Capability 1: Disciplinary Knowledge and Practice
Capability 2: Critical Thinking
Capability 3: Solution Seeking
Capability 4: Communication and Engagement
Capability 5: Independence and Integrity
Capability 6: Social and Environmental Responsibilities
Graduate Profile: Bachelor of Science

Learning Outcomes

By the end of this course, students will be able to:
  1. Demonstrate an introductory understanding of the breadth and depth of human geography (Capability 1)
  2. Critically evaluate theoretical geographical ideas using place-based case studies (Capability 1 and 2)
  3. Perform reflectively and reflexively, ethical behaviour within academic practice (Capability 2 and 5)
  4. Investigate, critique and resolve complex geographical problems in Aotearoa and beyond (Capability 1, 2 and 3)
  5. Actively work to organise, negotiate and synthesise geographical knowledge (Capability 1, 2 and 4)
  6. Engage with diverse stakeholder positions by distinguishing multiple ways of seeing and valuing situated knowledges (Capability 1, 2 and 6)

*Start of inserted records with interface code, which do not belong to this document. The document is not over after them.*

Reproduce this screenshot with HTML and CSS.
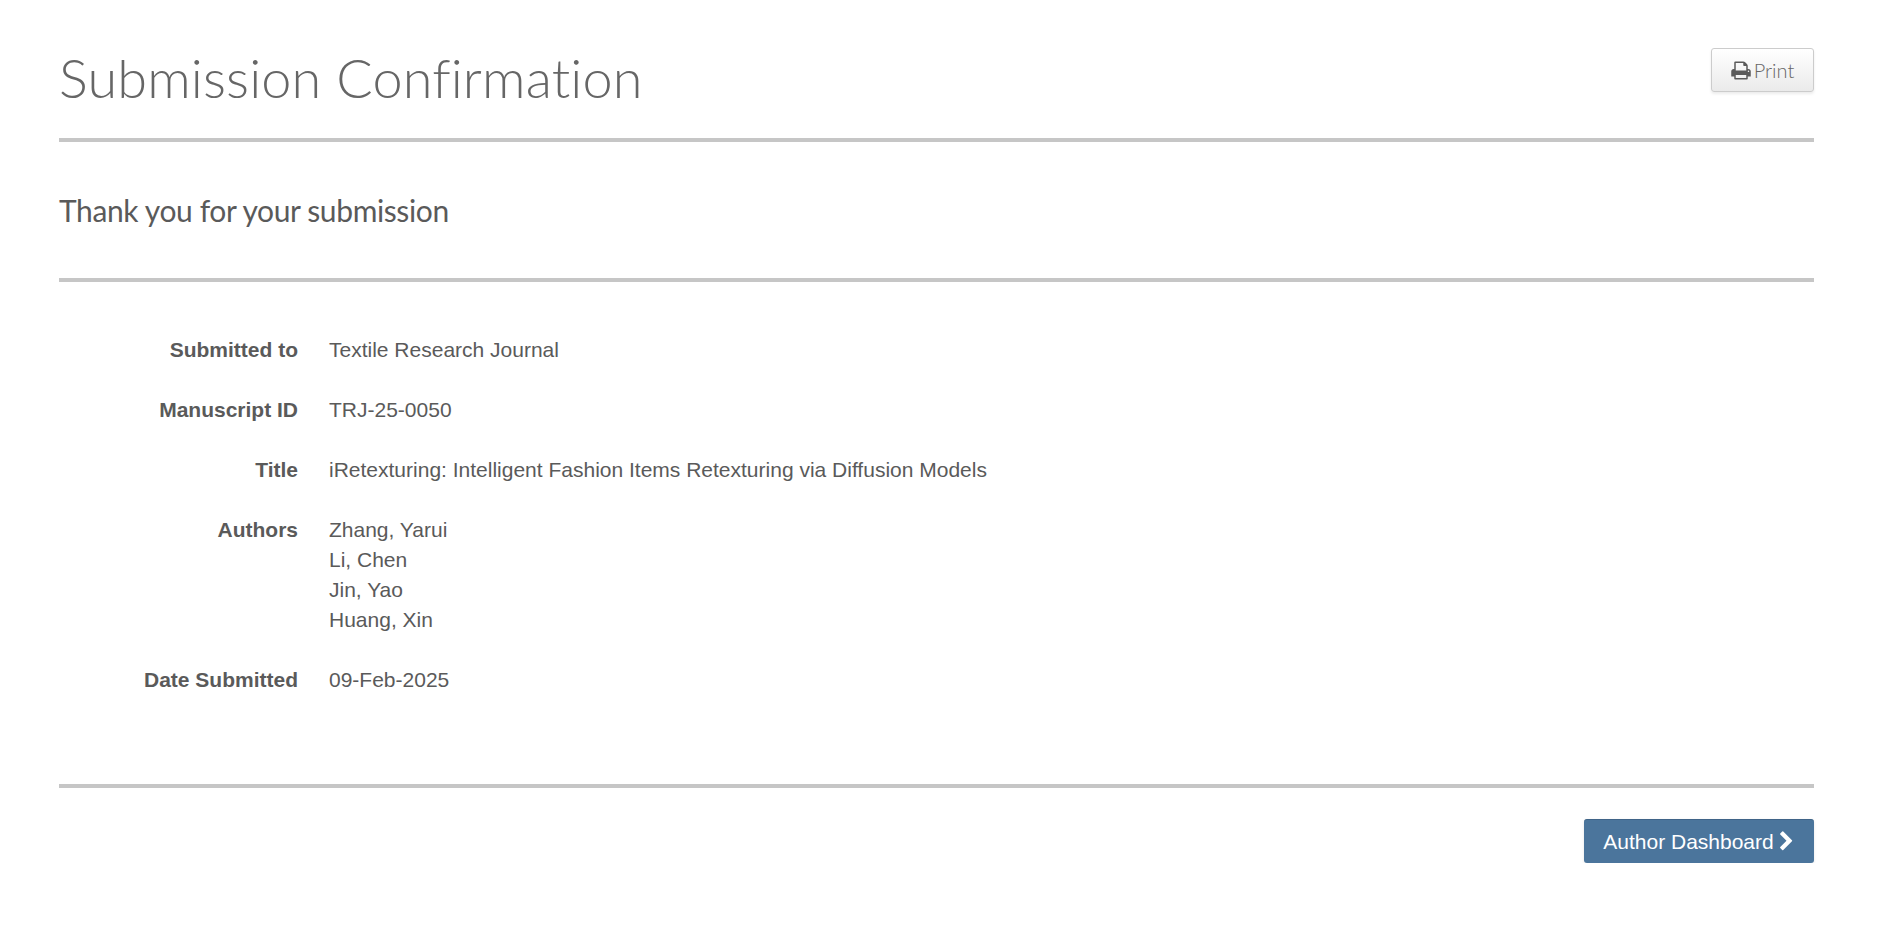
FILE: index.html
```html
<!DOCTYPE html>
<html lang="en">

<head>
    <meta charset="UTF-8">
    <meta name="viewport" content="width=device-width, initial-scale=1.0">
    <title>Submission Confirmation</title>
    <link rel="stylesheet" href="styles.css">
</head>

<body>
    <div class="container">
        <!-- Page header -->
        <div class="page-header">
            <h1>Submission Confirmation</h1>
            <button class="btn-print">
                <svg class="icon-print" viewBox="0 0 1664 1792" aria-hidden="true"><path d="M384 1536h896v-256h-896v256zm0-640h896v-384h-160q-40 0-68-28t-28-68v-160h-640v640zm1152 64q0-26-19-45t-45-19-45 19-19 45 19 45 45 19 45-19 19-45zm128 0v416q0 13-9.5 22.5t-22.5 9.5h-224v160q0 40-28 68t-68 28h-960q-40 0-68-28t-28-68v-160h-224q-13 0-22.5-9.5t-9.5-22.5v-416q0-79 56.5-135.5t135.5-56.5h64v-544q0-40 28-68t68-28h672q40 0 88 20t76 48l152 152q28 28 48 76t20 88v256h64q79 0 135.5 56.5t56.5 135.5z"/></svg>
                Print
            </button>
        </div>

        <div class="thanks">
            <h2>Thank you for your submission</h2>
        </div>

        <!-- Submission details -->
        <dl class="details">
            <div class="detail-row">
                <dt>Submitted to</dt>
                <dd>Textile Research Journal</dd>
            </div>
            <div class="detail-row">
                <dt>Manuscript ID</dt>
                <dd>TRJ-25-0050</dd>
            </div>
            <div class="detail-row">
                <dt>Title</dt>
                <dd>iRetexturing: Intelligent Fashion Items Retexturing via Diffusion Models</dd>
            </div>
            <div class="detail-row">
                <dt>Authors</dt>
                <dd>
                    <div>Zhang, Yarui</div>
                    <div>Li, Chen</div>
                    <div>Jin, Yao</div>
                    <div>Huang, Xin</div>
                </dd>
            </div>
            <div class="detail-row">
                <dt>Date Submitted</dt>
                <dd>09-Feb-2025</dd>
            </div>
        </dl>

        <div class="actions">
            <button class="btn-primary">
                Author Dashboard
                <svg class="icon-chevron" viewBox="0 0 1792 1792" aria-hidden="true"><path d="M1363 877l-742 742q-19 19-45 19t-45-19l-166-166q-19-19-19-45t19-45l531-531-531-531q-19-19-19-45t19-45l166-166q19-19 45-19t45 19l742 742q19 19 19 45t-19 45z"/></svg>
            </button>
        </div>
    </div>
</body>

</html>
```

FILE: styles.css
```css
* {
    margin: 0;
    padding: 0;
    box-sizing: border-box;
}

body {
    font-family: "Liberation Sans", Arial, sans-serif;
    font-size: 21px;
    line-height: 30px;
    color: #5a5a5a;
    background: #ffffff;
}

.container {
    margin: 0 82px 0 59px;
}

.page-header {
    display: flex;
    justify-content: space-between;
    align-items: flex-start;
    height: 142px;
    padding-top: 48px;
    border-bottom: 4px solid #c6c6c6;
}

h1 {
    margin-top: -2px;
    font-family: Lato, sans-serif;
    font-size: 54px;
    font-weight: 300;
    line-height: 64px;
    letter-spacing: 0.15px;
    font-variant-ligatures: none;
    color: #666666;
}

.btn-print {
    display: flex;
    align-items: center;
    justify-content: center;
    gap: 3px;
    width: 103px;
    height: 44px;
    font-family: Lato, sans-serif;
    font-size: 20px;
    font-weight: 300;
    color: #666666;
    background: linear-gradient(#ffffff, #eaeaea);
    border: 1px solid #cccccc;
    border-radius: 3px;
    box-shadow: 0 2px 3px rgba(0, 0, 0, 0.08);
}

.icon-print {
    width: 20px;
    height: 21px;
    fill: #5a5a5a;
}

.thanks {
    height: 140px;
    padding-top: 48px;
    border-bottom: 4px solid #c6c6c6;
}

h2 {
    font-family: Lato, sans-serif;
    font-size: 30px;
    font-weight: 400;
    line-height: 40px;
    letter-spacing: -0.38px;
    color: #5a5a5a;
}

.details {
    height: 506px;
    padding-top: 53px;
    border-bottom: 4px solid #c6c6c6;
}

.detail-row {
    display: flex;
    gap: 31px;
    margin-bottom: 30px;
}

dt {
    width: 239px;
    text-align: right;
    font-weight: bold;
}

.actions {
    display: flex;
    justify-content: flex-end;
    padding-top: 31px;
}

.btn-primary {
    display: flex;
    align-items: center;
    justify-content: center;
    gap: 2px;
    width: 230px;
    height: 44px;
    padding-left: 2px;
    font-family: inherit;
    font-size: 21px;
    color: #ffffff;
    background: #4b759c;
    border: none;
    border-top: 1px solid #3f6488;
    border-radius: 3px;
    box-shadow: 0 1px 3px rgba(0, 0, 0, 0.1);
}

.icon-chevron {
    width: 21px;
    height: 21px;
    fill: #ffffff;
}
```
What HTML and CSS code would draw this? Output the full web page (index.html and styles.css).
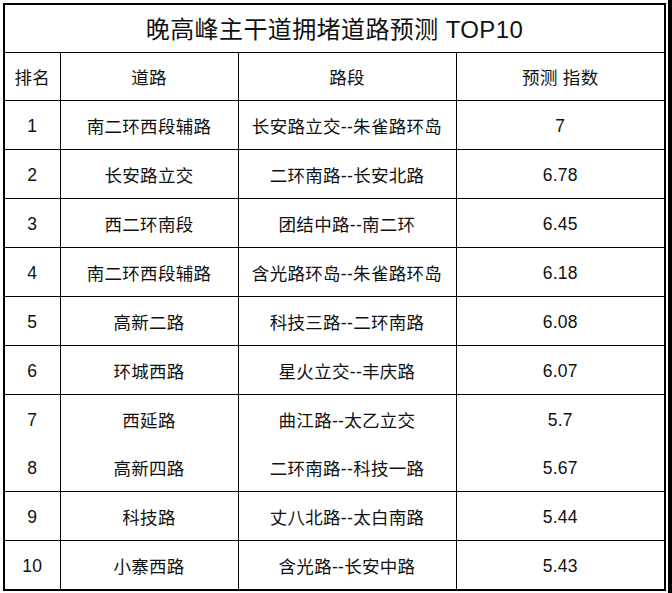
FILE: index.html
```html
<!DOCTYPE html>
<html lang="zh-CN">
<head>
<meta charset="utf-8">
<title>晚高峰主干道拥堵道路预测 TOP10</title>
<link rel="stylesheet" href="styles.css">
</head>
<body>
<div class="page">
  <div class="canvas">
    <table class="rank">
      <colgroup>
        <col class="c-rank">
        <col class="c-road">
        <col class="c-seg">
        <col class="c-idx">
      </colgroup>
      <thead>
        <tr class="title-row"><th colspan="4">晚高峰主干道拥堵道路预测 TOP10</th></tr>
        <tr class="head-row"><th>排名</th><th>道路</th><th>路段</th><th>预测 指数</th></tr>
      </thead>
      <tbody>
        <tr><td class="num">1</td><td>南二环西段辅路</td><td>长安路立交--朱雀路环岛</td><td class="num">7</td></tr>
        <tr><td class="num">2</td><td>长安路立交</td><td>二环南路--长安北路</td><td class="num">6.78</td></tr>
        <tr><td class="num">3</td><td>西二环南段</td><td>团结中路--南二环</td><td class="num">6.45</td></tr>
        <tr><td class="num">4</td><td>南二环西段辅路</td><td>含光路环岛--朱雀路环岛</td><td class="num">6.18</td></tr>
        <tr><td class="num">5</td><td>高新二路</td><td>科技三路--二环南路</td><td class="num">6.08</td></tr>
        <tr><td class="num">6</td><td>环城西路</td><td>星火立交--丰庆路</td><td class="num">6.07</td></tr>
        <tr class="no-bottom"><td class="num">7</td><td>西延路</td><td>曲江路--太乙立交</td><td class="num">5.7</td></tr>
        <tr><td class="num">8</td><td>高新四路</td><td>二环南路--科技一路</td><td class="num">5.67</td></tr>
        <tr><td class="num">9</td><td>科技路</td><td>丈八北路--太白南路</td><td class="num">5.44</td></tr>
        <tr><td class="num">10</td><td>小寨西路</td><td>含光路--长安中路</td><td class="num">5.43</td></tr>
      </tbody>
    </table>
  </div>
  <div class="edge"></div>
</div>
</body>
</html>
```

FILE: styles.css
```css
html, body {
  margin: 0;
  padding: 0;
  background: #ffffff;
}

.page {
  display: flex;
  width: 672px;
  height: 593px;
}

.canvas {
  flex: 1;
  padding: 3px 0 0 3px;
  background: #ffffff;
}

.edge {
  width: 4px;
  background: #000000;
}

.rank {
  border-collapse: collapse;
  table-layout: fixed;
  width: 661px;
  border: 2px solid #000;
  font-family: "Liberation Sans", "Noto Sans CJK SC", Arial, sans-serif;
  color: #111;
}

.c-rank { width: 56px; }
.c-road { width: 178px; }
.c-seg { width: 218px; }
.c-idx { width: 209px; }

.rank th,
.rank td {
  border: 1px solid #000;
  padding: 0;
  text-align: center;
  vertical-align: middle;
  height: 48px;
  font-size: 17.5px;
  font-weight: normal;
  letter-spacing: 0.3px;
  white-space: nowrap;
}

.title-row th {
  font-size: 24px;
  height: 45px;
  letter-spacing: 0.4px;
  padding-bottom: 2px;
}

.head-row th {
  height: 47px;
}

.rank tbody td {
  height: 48px;
}

.rank tbody td.num {
  height: 45px;
  padding-top: 3px;
}

.no-bottom td {
  border-bottom: none;
}

.rank tbody tr.no-bottom + tr td {
  border-top: none;
}
```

Assessment Type Percentage Classification
Tutorial Exercises (3) 16% Individual Coursework
Short Essays (2) 24% Individual Coursework
Exam 60% Individual Examination
Assessment Type Learning Outcome Addressed
1 2 3 4 5 6
Tutorial Exercises (3)
Short Essays (2)
Tutorials 1, 2 and 5 are associated with short-answer assignments (4, 6 and 6%, respectively)
Tutorials 3 and 4 are associated with short essays (12% and 1000 words each)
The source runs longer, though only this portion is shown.